Monday , November 25, 2024

Two Years in Coming, an IRS Reporting Rule Takes Effect

While the payment card industry is bracing for debit card interchange and other regulations that will come next year from the Federal Reserve as a result of the new financial-reform law, merchant acquirers on Monday got a long-anticipated reporting rule. Beginning with the 2011 tax year, acquirers must report how much their merchants generate in annual charge volume.

The new rules originated with the federal government’s concern about finding unreported or under-reported taxable business revenues (Digital Transactions News, June 25, 2008). Congress passed the enabling legislation, which amended the Internal Revenue Code, in July 2008 as part of the Housing Assistance Tax Act of 2008. Since then the U.S. Treasury Department and its Internal Revenue Service have been devising regulations to implement the law. Officials held a hearing in March, and the IRS published final rules Monday in the Federal Register.

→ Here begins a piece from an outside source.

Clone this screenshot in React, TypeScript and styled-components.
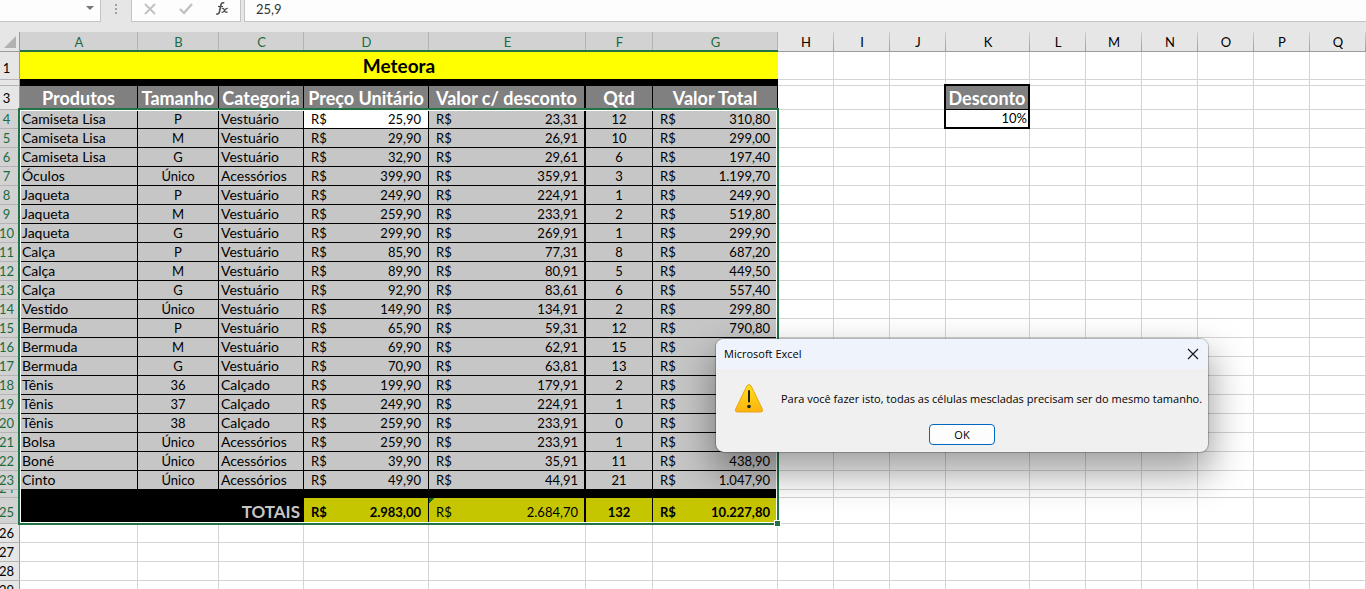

The rules require settlement entities such as bank card merchant acquirers or payment card networks such as American Express Co. and Discover Financial Services that have direct relationships with merchants to file annual reports for each merchant listing that merchant’s monthly gross receipts from electronic payment transactions. Acquirers are to list the receipts, along with the merchant’s taxpayer identification number (TIN) and legal name, on a new form, Form 1099-K.

Covered payments involve card transactions at networks of unrelated merchants. Thus, the affected transactions will come from general-purpose credit and debit cards and certain variants, such as mall cards or limited-use campus cards when such a card is used off campus at nearby merchants. Transactions on a private-label credit card good only at one retailer, or on a campus card when used on campus, are not reportable. Automated clearing house transactions are not reportable.

The extra reporting will surely elicit gripes, but doesn’t constitute a huge new burden, according to payments attorney Anita Boomstein, a partner at Hughes Hubbard & Reed LLP, New York. “I don’t anticipate that any of this will be a problem for anyone, particularly large merchants,” Boomstein tells Digital Transactions News. “It will be a nuisance.” But she adds that the rules “will be a problem for merchants that are trying to under-report sales.”

A card-accepting business, however, could encounter problems if the TIN and legal name on file with the acquirer do not match the ones the IRS has. A mismatch could trigger back-up withholding of 28% of payment card transactions, according to a backgrounder posted on merchant acquirer Heartland Payment Systems Inc.’s Web site.

Monday’s final rules clarified a number of issues generated by the draft rules, including how to handle foreign-currency payments, and accommodated a number of suggestions the IRS received from banks, networks, and others during the comment period regarding duplicate reporting and some other issues. The IRS, however, did not change the requirement that acquirers report a merchant’s gross sales. A number of commentators said reporting sales net of chargebacks and other adjustments was a better indicator of card volume, but the IRS said the language in the statute was clear in requiring that gross sales be reported.